The worker's at Apple's assembly contract companies are under constant monitoring by employees of Apple to assure that no workers are underage. Any companies doing work for Apple face draconian penalties for hiring underage workers up to losing their entire multi-billion dollar contract. . . which Apple has done, pulling a $2 Billion contract from a company that ignored guidelines and took the work to another company which cost Apple more and actually delayed a product release because Apple had to move their tooling, but the new company did screen its employees better.
No matter how good the screening a company may do, some underage workers will get in by using stolen or borrowed ID cards. When discovered, the company that allowed it to occur, is obligated under the terms of Apple's contracts, to pay for that underage worker's education all the way through graduation from a university, or age 25. That's a very dire penalty.
In 2013, An audit of the 1.5 million workers in Apple's supply chain over seven years, found a total of 79 underage hirees in 13 companies had slipped through the screening. . . Not counting the organized hiring done at the company Apple cancelled the contract for egregious misconduct. Of these, all were offered the full ride scholarships funded by their employers as Apple's contracts specified. However, surprisingly only about 25% accepted, with the rest opting to leave to find other work because of family pressure to keep sending their wages home!
The workers on Apple's assembly lines run from 18 to 32 years old, and they are paid two to three times more than the average factory wages paid to other assembly line workers making other consumer electronics such as Microsoft Xboxes, HP computers, Sony Playstations, and all the other cellular phones. Their pay averages five to seven times the Chinese minimum wage. About 60% of them live in apartments in town. . . not in the company provided dormitories, although they could if they chose. The higher pay on the Apple assembly lines is the reason why there are queues of thousand of job applicants when openings come available to work on Apple lines.

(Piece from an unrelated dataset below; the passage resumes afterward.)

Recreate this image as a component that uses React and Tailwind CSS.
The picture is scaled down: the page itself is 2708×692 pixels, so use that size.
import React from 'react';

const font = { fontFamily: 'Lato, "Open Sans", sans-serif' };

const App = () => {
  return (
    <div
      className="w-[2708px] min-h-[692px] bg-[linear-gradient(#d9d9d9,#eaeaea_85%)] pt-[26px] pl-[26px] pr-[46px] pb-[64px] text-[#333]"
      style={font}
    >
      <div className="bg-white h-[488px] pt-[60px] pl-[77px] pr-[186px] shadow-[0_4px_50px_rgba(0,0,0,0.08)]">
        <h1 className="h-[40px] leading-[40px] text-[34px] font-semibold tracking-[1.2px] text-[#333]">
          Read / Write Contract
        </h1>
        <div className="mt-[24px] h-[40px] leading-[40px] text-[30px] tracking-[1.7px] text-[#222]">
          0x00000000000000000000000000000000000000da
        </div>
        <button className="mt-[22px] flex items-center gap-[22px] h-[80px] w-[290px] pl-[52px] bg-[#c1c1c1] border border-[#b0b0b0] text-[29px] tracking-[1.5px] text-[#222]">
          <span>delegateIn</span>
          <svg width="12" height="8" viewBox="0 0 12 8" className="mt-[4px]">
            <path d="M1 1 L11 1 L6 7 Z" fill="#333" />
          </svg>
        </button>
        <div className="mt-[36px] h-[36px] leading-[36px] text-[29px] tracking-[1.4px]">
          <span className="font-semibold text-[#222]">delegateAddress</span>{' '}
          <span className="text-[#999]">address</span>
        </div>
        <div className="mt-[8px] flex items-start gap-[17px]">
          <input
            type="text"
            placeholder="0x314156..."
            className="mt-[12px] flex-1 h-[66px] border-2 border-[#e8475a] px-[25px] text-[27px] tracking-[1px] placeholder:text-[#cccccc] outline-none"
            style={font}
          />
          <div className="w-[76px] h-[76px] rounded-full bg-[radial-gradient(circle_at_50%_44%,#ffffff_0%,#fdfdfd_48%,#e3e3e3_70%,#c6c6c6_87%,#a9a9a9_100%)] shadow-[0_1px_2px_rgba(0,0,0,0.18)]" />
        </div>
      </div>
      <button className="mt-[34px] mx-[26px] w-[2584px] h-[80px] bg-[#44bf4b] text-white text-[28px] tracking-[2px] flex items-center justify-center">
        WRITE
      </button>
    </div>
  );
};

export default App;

They are premium jobs.
Sorry to burst your "slave labor" bubble with the light of facts, but there it is, popped, ground_fog
No, according to the Federal Trade Commission labeling requirements, at least 80% of the components have to be made in the US to have "Assembled in the USA" on the computer. No computer can say "made in the USA" or "Manufactured in the USA" because we don't even mine the raw materials to reach the percentages required to reach that standard and never can. They don't exist here.
The Mac Pros and iMacs both have "Assembled in the USA" etched on them and meet the FTC's standards. Therefore, they both have at least 80% American made components and the computers were substantially assembled in the USA. In the case of the Mac Pro, components are made in at least seventeen states, according to Apple, including Texas, Florida, Illinois, and Kentucky.

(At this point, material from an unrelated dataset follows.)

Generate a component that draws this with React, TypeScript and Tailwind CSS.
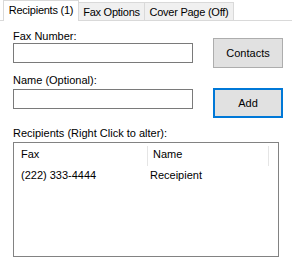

Try, $44.40 a day. $3.70 an hour times a twelve hour day. $44.40. That's what the top assembly line workers on Apple's Foxconn line are paid. . . or the equivalent in Yuan. Beginning workers start at about $3.10.
Workers on other makers' lines start at about $1.90 and advance to $2.50. That's why workers want to move to Apple lines and will queue by the thousands for a few openings.
Uh, the suicide rate in the United States for young people in the 18 to 32 age cohort is 11 per 100,000 per year. In the worst year for suicides at FoxConn in all of it 26 plants and 800,000 works aged 18 to 32, the suicides numbered 18 in an 18 month period. Six of those occurred at one plant in the space of about four months in 2010. Calculating the rate gives them a suicide rate of UNDER 1 in 100,000 per year for that 18 month period, far less than the suicide rate among the same age cohort in Ivy League Universities in the USA.
Those FoxConn suicides occurred 150 miles away from the nearest factory assembling any Apple products. The workers who killed themselves had been variously working on lines assembling Microsoft Xboxes, Nokia cell phones, HP computers, and Sony PlayStations. In addition, international investigators brought in from outside China found through interviews with friends the suicides did not kill themselves due to working conditions but for various reasons such as a love triangle, homesickness, mental illness, and to get the death benefits FoxConn was paying the surviving families of between $25,000 and $50,000. When that was learned the CEO announced that he was stopping paying the death benefit to suicides. The suicides stopped.
Since 2011, the suicide rate among the 1.5 million FoxConn workers is less than 1 per 500,000 per year. In 2013, there were ZERO suicides among any of FoxConn's workers.
That is remarkable in a country with an overall national suicide rate of 44 per 100,000. Us is 21 per 100,000 overall.
Working conditions are not what you describe which is what China Labor Watch's propaganda presents, an organization which has been exposed faking interviews, videos, and other "evidence" to push their agenda.
They've used video taken at other companies and claimed it was FoxConn, provided false English translations that turned out the interviewee was saying nothing at all like what the English translation was saying.
Mike Daisey's discredited "The Agony and Ecstacy of Steve Jobs" was facilitated by China Labor watch. It had to be pulled from circulation by NPR when they learned of the fakery.
China Labor Watch is located in New York City, and is a money collecting charity engine, not a labor rights organization, which uses lying propaganda to collect donations, most of which lines their pockets, and only a very small percentage goes to do labor condition improvements in China. CLW knows that by putting "Apple" in their headlines they get more clicks and therefore more money!
Apple has done far more for China's workers than CLW's false propaganda.